* begin Information supplied *

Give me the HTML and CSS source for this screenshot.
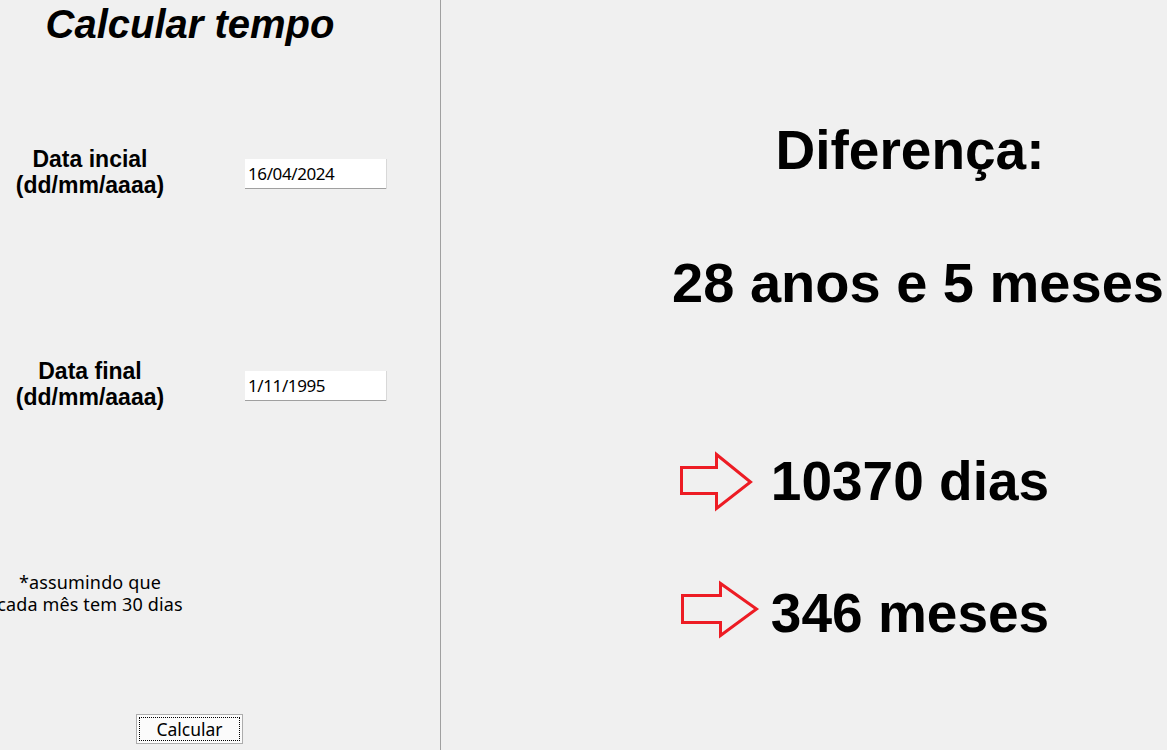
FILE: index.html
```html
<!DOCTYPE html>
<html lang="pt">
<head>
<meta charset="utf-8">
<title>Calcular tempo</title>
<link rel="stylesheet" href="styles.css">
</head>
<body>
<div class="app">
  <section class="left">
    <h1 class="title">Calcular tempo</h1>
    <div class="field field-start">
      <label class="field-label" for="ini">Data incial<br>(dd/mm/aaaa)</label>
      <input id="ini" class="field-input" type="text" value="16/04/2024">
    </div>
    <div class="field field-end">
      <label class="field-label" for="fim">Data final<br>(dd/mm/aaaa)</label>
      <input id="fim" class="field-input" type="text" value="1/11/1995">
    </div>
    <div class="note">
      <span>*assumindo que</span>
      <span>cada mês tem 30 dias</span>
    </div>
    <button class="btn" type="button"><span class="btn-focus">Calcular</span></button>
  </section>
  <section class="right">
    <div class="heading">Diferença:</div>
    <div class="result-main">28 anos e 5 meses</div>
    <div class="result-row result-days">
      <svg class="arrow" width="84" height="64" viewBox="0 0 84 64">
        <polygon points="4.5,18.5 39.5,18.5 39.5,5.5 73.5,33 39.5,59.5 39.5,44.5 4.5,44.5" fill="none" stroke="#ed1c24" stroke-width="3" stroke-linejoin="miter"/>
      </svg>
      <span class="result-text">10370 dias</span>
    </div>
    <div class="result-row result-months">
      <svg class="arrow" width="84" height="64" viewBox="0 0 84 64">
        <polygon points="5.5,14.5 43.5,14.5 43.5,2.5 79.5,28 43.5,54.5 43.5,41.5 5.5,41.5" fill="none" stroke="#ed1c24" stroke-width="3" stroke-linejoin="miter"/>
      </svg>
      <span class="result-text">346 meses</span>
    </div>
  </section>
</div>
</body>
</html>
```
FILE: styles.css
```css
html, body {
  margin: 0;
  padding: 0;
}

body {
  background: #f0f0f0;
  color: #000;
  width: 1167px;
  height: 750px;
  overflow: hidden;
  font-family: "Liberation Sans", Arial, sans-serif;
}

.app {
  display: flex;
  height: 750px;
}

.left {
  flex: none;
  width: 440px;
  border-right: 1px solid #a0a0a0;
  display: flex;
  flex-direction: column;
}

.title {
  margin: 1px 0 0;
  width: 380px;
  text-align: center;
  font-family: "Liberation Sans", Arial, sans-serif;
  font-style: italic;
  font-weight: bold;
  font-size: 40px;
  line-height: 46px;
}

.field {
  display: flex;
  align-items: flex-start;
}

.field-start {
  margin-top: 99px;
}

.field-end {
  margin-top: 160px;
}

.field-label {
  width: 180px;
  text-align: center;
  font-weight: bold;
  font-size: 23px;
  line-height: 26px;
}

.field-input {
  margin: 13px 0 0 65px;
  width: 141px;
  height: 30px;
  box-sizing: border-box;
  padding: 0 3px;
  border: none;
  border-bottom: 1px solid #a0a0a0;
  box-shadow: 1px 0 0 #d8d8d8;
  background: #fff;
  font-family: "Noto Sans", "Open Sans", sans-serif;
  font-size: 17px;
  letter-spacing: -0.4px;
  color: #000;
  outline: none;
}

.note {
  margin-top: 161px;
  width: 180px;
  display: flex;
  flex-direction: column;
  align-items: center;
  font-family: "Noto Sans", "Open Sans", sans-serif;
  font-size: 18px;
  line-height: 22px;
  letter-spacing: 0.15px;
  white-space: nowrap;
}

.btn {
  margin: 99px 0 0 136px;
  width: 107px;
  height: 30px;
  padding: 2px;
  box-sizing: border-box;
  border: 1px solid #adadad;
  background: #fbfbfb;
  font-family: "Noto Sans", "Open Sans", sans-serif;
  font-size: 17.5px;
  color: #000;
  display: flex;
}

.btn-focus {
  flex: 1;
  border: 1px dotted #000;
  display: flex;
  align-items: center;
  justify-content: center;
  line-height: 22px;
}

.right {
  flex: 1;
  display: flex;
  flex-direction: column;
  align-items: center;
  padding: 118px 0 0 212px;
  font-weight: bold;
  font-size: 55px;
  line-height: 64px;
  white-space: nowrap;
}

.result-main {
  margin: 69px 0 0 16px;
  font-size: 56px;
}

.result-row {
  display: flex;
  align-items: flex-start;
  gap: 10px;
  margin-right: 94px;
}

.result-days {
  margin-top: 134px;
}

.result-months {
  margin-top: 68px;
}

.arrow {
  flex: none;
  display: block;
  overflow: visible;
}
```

* end Information supplied *

Goal
All the lines above are to be reproduced exactly, except the pictures.

Result
Give me the HTML and CSS source for this screenshot.
FILE: index.html
```html
<!DOCTYPE html>
<html lang="pt">
<head>
<meta charset="utf-8">
<title>Calcular tempo</title>
<link rel="stylesheet" href="styles.css">
</head>
<body>
<div class="app">
  <section class="left">
    <h1 class="title">Calcular tempo</h1>
    <div class="field field-start">
      <label class="field-label" for="ini">Data incial<br>(dd/mm/aaaa)</label>
      <input id="ini" class="field-input" type="text" value="16/04/2024">
    </div>
    <div class="field field-end">
      <label class="field-label" for="fim">Data final<br>(dd/mm/aaaa)</label>
      <input id="fim" class="field-input" type="text" value="1/11/1995">
    </div>
    <div class="note">
      <span>*assumindo que</span>
      <span>cada mês tem 30 dias</span>
    </div>
    <button class="btn" type="button"><span class="btn-focus">Calcular</span></button>
  </section>
  <section class="right">
    <div class="heading">Diferença:</div>
    <div class="result-main">28 anos e 5 meses</div>
    <div class="result-row result-days">
      <svg class="arrow" width="84" height="64" viewBox="0 0 84 64">
        <polygon points="4.5,18.5 39.5,18.5 39.5,5.5 73.5,33 39.5,59.5 39.5,44.5 4.5,44.5" fill="none" stroke="#ed1c24" stroke-width="3" stroke-linejoin="miter"/>
      </svg>
      <span class="result-text">10370 dias</span>
    </div>
    <div class="result-row result-months">
      <svg class="arrow" width="84" height="64" viewBox="0 0 84 64">
        <polygon points="5.5,14.5 43.5,14.5 43.5,2.5 79.5,28 43.5,54.5 43.5,41.5 5.5,41.5" fill="none" stroke="#ed1c24" stroke-width="3" stroke-linejoin="miter"/>
      </svg>
      <span class="result-text">346 meses</span>
    </div>
  </section>
</div>
</body>
</html>
```
FILE: styles.css
```css
html, body {
  margin: 0;
  padding: 0;
}

body {
  background: #f0f0f0;
  color: #000;
  width: 1167px;
  height: 750px;
  overflow: hidden;
  font-family: "Liberation Sans", Arial, sans-serif;
}

.app {
  display: flex;
  height: 750px;
}

.left {
  flex: none;
  width: 440px;
  border-right: 1px solid #a0a0a0;
  display: flex;
  flex-direction: column;
}

.title {
  margin: 1px 0 0;
  width: 380px;
  text-align: center;
  font-family: "Liberation Sans", Arial, sans-serif;
  font-style: italic;
  font-weight: bold;
  font-size: 40px;
  line-height: 46px;
}

.field {
  display: flex;
  align-items: flex-start;
}

.field-start {
  margin-top: 99px;
}

.field-end {
  margin-top: 160px;
}

.field-label {
  width: 180px;
  text-align: center;
  font-weight: bold;
  font-size: 23px;
  line-height: 26px;
}

.field-input {
  margin: 13px 0 0 65px;
  width: 141px;
  height: 30px;
  box-sizing: border-box;
  padding: 0 3px;
  border: none;
  border-bottom: 1px solid #a0a0a0;
  box-shadow: 1px 0 0 #d8d8d8;
  background: #fff;
  font-family: "Noto Sans", "Open Sans", sans-serif;
  font-size: 17px;
  letter-spacing: -0.4px;
  color: #000;
  outline: none;
}

.note {
  margin-top: 161px;
  width: 180px;
  display: flex;
  flex-direction: column;
  align-items: center;
  font-family: "Noto Sans", "Open Sans", sans-serif;
  font-size: 18px;
  line-height: 22px;
  letter-spacing: 0.15px;
  white-space: nowrap;
}

.btn {
  margin: 99px 0 0 136px;
  width: 107px;
  height: 30px;
  padding: 2px;
  box-sizing: border-box;
  border: 1px solid #adadad;
  background: #fbfbfb;
  font-family: "Noto Sans", "Open Sans", sans-serif;
  font-size: 17.5px;
  color: #000;
  display: flex;
}

.btn-focus {
  flex: 1;
  border: 1px dotted #000;
  display: flex;
  align-items: center;
  justify-content: center;
  line-height: 22px;
}

.right {
  flex: 1;
  display: flex;
  flex-direction: column;
  align-items: center;
  padding: 118px 0 0 212px;
  font-weight: bold;
  font-size: 55px;
  line-height: 64px;
  white-space: nowrap;
}

.result-main {
  margin: 69px 0 0 16px;
  font-size: 56px;
}

.result-row {
  display: flex;
  align-items: flex-start;
  gap: 10px;
  margin-right: 94px;
}

.result-days {
  margin-top: 134px;
}

.result-months {
  margin-top: 68px;
}

.arrow {
  flex: none;
  display: block;
  overflow: visible;
}
```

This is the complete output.